Rule: If the role requires deep domain expertise (the person needs to teach YOU things about the business), hire FTE. If the role is execution of a known playbook (you could teach THEM), use a contractor.
Source: transcripts/mfm/2025-05-07-how-i-got-5-billion-in-preorders-for-a-supersonic-jet-company.md
Stage 4 Pass Criteria
First 3 hires identified with a funding path that doesn't require the business to be profitable on day one but doesn't require 3 years of runway either. If the user can't name who they'd hire first, this stage needs work.
Stage 5: Exit Lens
Two frameworks. You should know the ending before you start.
Buyer Profile
Who buys this business? Three categories:
- Strategic Acquirer (competitor or adjacent company): They're buying your customers, your technology, or your market position. Pays the highest multiples because the value to them exceeds the standalone value. Sam sold [[frameworks/the-hustle-story|The Hustle]] to HubSpot — a strategic acquisition.
- PE Firm (financial buyer / rollup): They're buying cash flow. They want stable, predictable revenue with room to optimize. Pays 3-7x EBITDA for small businesses. Good if you're building a boring, profitable machine.
- Individual Buyer (operator/lifestyle): They're buying a job they own. Pays 2-4x SDE. Good for businesses under $5M revenue where the owner IS the business.
Ask: "Which of these three is most likely to want YOUR business? Why?"
If the answer is "nobody" — that's not necessarily fatal (some businesses are better as hold-forever cash machines), but the user should know that going in.
Source: transcripts/mfm/2022-03-18-i-sold-my-company-for-millions-heres-what-i-got-wrong.md (Sam/Shaan exit debrief)
Valuation Method
From James Altucher and multiple acquisition episodes:
Three approaches to know:
- Earnings Multiple (most common): Annual profit x industry multiple. SaaS: 5-15x ARR. Service businesses: 2-5x profit. E-commerce: 2-4x profit. [[frameworks/boring-businesses|Boring businesses]]: 2.5-4x SDE.
- Comparable Transactions: What did similar businesses sell for? Search BizBuySell, Acquire.com, or MFM episodes for comps.
- Strategic Premium: If a buyer NEEDS what you have (customer list, technology, team), the multiple goes up 2-3x over standard earnings.
Ask: "Based on your Stage 2 revenue ceiling and this valuation framework, what's this business worth in 3-5 years?"
Exit Timeline
"Know your exit before you start." — [[frameworks/sam-parr|Sam Parr]]
Three options:
- 3-year flip: Build fast, get to profitability, sell to PE or strategic.
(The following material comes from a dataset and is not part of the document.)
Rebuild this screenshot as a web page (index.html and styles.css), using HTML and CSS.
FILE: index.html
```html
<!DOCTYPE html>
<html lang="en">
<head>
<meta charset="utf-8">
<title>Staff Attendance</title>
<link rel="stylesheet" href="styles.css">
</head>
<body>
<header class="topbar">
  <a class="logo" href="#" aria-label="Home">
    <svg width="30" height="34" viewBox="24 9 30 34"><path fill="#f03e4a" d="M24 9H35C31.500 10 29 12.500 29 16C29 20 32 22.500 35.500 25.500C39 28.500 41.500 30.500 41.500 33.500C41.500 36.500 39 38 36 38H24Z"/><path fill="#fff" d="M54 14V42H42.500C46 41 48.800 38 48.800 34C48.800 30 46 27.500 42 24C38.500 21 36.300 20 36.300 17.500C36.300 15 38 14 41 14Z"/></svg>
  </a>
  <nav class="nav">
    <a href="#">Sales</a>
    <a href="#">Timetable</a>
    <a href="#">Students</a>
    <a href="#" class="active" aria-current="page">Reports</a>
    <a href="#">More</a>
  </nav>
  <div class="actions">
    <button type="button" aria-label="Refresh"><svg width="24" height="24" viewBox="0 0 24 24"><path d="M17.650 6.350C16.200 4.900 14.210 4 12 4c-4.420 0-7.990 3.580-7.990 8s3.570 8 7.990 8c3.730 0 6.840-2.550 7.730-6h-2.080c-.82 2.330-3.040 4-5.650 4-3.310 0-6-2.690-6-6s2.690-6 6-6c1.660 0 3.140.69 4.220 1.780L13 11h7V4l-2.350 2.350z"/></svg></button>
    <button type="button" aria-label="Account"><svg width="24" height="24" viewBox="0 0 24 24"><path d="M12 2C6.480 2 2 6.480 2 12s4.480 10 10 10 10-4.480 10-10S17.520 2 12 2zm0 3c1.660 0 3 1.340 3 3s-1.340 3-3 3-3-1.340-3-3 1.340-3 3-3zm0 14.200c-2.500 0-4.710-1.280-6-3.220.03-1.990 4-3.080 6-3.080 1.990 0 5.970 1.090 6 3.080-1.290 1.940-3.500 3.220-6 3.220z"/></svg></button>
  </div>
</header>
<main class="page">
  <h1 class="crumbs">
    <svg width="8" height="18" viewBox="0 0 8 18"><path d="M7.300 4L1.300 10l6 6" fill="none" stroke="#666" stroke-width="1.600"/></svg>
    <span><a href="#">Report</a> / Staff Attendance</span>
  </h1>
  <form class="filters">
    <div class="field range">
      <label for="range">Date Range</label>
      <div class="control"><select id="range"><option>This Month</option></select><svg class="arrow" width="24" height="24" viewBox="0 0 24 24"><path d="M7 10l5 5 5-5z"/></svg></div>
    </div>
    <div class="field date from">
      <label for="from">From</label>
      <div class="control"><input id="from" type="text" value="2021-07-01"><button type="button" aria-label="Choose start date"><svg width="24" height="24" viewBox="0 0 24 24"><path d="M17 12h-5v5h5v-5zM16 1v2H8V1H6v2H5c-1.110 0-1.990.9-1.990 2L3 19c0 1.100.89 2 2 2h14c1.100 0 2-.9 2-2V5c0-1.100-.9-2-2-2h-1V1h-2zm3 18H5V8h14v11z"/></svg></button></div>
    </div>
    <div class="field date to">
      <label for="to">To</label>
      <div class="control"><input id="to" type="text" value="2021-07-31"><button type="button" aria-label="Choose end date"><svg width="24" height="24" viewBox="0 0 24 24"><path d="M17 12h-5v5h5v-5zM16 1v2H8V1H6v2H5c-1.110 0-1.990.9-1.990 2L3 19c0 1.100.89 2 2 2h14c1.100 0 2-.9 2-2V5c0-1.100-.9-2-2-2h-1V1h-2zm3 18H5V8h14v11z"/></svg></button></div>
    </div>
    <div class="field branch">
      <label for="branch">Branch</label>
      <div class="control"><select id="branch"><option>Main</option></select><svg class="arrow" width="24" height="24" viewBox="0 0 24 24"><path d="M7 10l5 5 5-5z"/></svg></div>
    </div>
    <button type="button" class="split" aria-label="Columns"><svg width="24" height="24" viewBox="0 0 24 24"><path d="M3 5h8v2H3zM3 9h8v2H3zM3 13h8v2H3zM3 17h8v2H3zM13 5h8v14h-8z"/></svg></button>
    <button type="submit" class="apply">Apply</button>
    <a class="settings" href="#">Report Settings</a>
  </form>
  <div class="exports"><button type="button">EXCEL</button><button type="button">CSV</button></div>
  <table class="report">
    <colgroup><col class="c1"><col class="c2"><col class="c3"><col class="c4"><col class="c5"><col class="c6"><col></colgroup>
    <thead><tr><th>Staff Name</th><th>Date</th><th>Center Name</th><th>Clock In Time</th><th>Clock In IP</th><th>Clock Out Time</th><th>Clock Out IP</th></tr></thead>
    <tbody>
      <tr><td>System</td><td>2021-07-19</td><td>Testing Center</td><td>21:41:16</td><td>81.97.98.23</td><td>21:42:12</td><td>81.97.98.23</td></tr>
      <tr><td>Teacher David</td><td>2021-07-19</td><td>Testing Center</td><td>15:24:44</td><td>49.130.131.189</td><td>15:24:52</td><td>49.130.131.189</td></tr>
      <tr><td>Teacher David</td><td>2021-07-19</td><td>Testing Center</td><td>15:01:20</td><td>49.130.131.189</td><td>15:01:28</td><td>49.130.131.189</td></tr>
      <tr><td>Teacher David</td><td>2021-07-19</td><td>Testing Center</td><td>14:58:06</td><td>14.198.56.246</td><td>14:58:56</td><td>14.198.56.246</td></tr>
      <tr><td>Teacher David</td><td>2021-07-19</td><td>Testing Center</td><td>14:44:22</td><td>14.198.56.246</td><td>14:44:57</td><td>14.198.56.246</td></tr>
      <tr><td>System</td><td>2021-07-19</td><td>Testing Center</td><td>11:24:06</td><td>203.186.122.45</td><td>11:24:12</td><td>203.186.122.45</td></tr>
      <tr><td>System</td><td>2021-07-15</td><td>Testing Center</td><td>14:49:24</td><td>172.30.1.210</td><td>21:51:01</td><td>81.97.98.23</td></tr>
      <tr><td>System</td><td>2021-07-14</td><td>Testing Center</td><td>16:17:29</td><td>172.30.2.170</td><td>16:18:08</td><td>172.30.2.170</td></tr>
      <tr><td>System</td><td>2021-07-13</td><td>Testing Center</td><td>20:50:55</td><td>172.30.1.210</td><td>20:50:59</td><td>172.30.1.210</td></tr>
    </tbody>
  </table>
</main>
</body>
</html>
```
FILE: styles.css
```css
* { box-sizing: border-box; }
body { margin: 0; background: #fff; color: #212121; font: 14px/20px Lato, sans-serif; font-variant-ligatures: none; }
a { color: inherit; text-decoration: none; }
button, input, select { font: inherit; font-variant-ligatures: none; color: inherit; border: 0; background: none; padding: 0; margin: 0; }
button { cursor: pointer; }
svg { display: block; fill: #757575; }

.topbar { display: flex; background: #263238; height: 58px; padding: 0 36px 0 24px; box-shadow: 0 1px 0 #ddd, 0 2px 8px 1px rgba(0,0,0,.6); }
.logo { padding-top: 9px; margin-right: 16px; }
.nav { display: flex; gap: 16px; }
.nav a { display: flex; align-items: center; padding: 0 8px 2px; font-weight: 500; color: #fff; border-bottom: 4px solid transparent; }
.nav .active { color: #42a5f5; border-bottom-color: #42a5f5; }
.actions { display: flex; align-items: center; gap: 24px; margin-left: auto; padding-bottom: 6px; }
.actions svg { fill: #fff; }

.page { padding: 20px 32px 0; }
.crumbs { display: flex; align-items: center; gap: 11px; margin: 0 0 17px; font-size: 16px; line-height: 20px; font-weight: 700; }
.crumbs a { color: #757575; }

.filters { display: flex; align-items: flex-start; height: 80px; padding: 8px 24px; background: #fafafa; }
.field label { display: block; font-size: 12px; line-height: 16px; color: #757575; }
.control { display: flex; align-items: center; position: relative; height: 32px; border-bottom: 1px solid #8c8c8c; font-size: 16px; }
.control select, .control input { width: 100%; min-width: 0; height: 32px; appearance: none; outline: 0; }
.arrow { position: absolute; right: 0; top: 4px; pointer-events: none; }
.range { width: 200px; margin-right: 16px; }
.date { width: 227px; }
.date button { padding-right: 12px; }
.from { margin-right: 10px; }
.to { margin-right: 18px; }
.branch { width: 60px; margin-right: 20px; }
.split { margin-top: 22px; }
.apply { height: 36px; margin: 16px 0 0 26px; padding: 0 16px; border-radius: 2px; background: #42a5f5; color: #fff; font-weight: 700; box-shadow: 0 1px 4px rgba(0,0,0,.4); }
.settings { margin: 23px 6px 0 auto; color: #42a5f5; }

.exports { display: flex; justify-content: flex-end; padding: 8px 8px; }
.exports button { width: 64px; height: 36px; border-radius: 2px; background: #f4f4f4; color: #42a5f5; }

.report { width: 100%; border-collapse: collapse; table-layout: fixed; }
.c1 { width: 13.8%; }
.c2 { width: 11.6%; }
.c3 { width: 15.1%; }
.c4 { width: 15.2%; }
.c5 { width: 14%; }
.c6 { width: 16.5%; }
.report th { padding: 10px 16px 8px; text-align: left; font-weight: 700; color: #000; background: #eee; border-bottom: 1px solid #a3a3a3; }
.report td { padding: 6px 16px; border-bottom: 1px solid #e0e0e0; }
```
Optimize for growth rate and clean books.
- 5-year build: Build a real brand, grow the team, create something defensible. Optimize for market position and recurring revenue.
- Hold forever: Never sell. Optimize for cash flow and lifestyle. This is a valid choice — most great businesses are never sold.
Ask: "Which timeline fits your life right now?"
Source: transcripts/mfm/2022-03-18-i-sold-my-company-for-millions-heres-what-i-got-wrong.md, transcripts/mfm/2023-11-02-how-i-bought-a-multi-million-dollar-egg-carton-business-for-0-sarah-moore-interv.md
Stage 5 Pass Criteria
At least one plausible buyer category identified AND a valuation method that produces a number the user finds motivating. If they're building a hold-forever business, the "exit" is the annual cash flow — that's still a pass.
The Gauntlet Report
After all 5 stages, produce this report:
# Gauntlet Report: [Business Name/Idea]
## Stage Results
| Stage | Result | Key Finding |
|-------|--------|-------------|
| Idea Check | [pass]/[warn]/[fail] | [one line] |
| Market Sizing | [pass]/[warn]/[fail] | [one line] |
| Pricing | [pass]/[warn]/[fail] | [one line] |
| Team | [pass]/[warn]/[fail] | [one line] |
| Exit | [pass]/[warn]/[fail] | [one line] |
## Overall Assessment
[2-3 paragraphs. Be blunt. "Here's where this breaks" not "this might face challenges."
Use specific numbers from the stages. Reference the frameworks by name.
If it passed everything, say what makes it strong AND what could still kill it.
If it failed stages, say exactly which assumptions need to change for it to work.]
## Go Deeper
[List the full skills to run for the weakest 1-2 stages, e.g.:]
- Pricing was the weakest stage. Run `/ask-sam:pricing-optimizer` for the full Patrick Campbell framework and quarterly pricing calendar.
- Your first 3 hires are unclear. Run `/ask-sam:hiring-framework` for role-specific interview design.
## Source Episodes
[List every episode referenced across all 5 stages with titles]
Use these result markers:
- pass = solid, move forward with confidence
- warn = passable but has a known weakness — flag it
- fail = this stage broke — fix it before proceeding
Deep-Dive References
When the gauntlet reveals a weak stage, point the user to these references in addition to the full skill:
- Read
references/frameworks/million-dollar-business-ideas.md for proven idea patterns (Stage 1 remediation)
- Read
references/frameworks/saas-metrics.md for SaaS market sizing benchmarks (Stage 2 remediation)
- Read
references/frameworks/customer-exclusion-policy.md for narrowing the customer to improve pricing (Stage 3)
- Read
references/frameworks/co-founder-alignment.md for co-founder fit before hiring (Stage 4)
- Read
references/frameworks/three-method-company-valuation.md for valuation methodology (Stage 5)
- Read
references/frameworks/boring-businesses.md for the boring business thesis if the idea is too exciting
- Read
references/frameworks/one-to-two-dollar-machine.md for unit economics sanity check
Voice
Write like Sam talks: blunt, specific numbers, no hedging. "Your revenue ceiling is $400K — that's a lifestyle business, not a venture play" beats "the market opportunity may be somewhat limited." Call things what they are.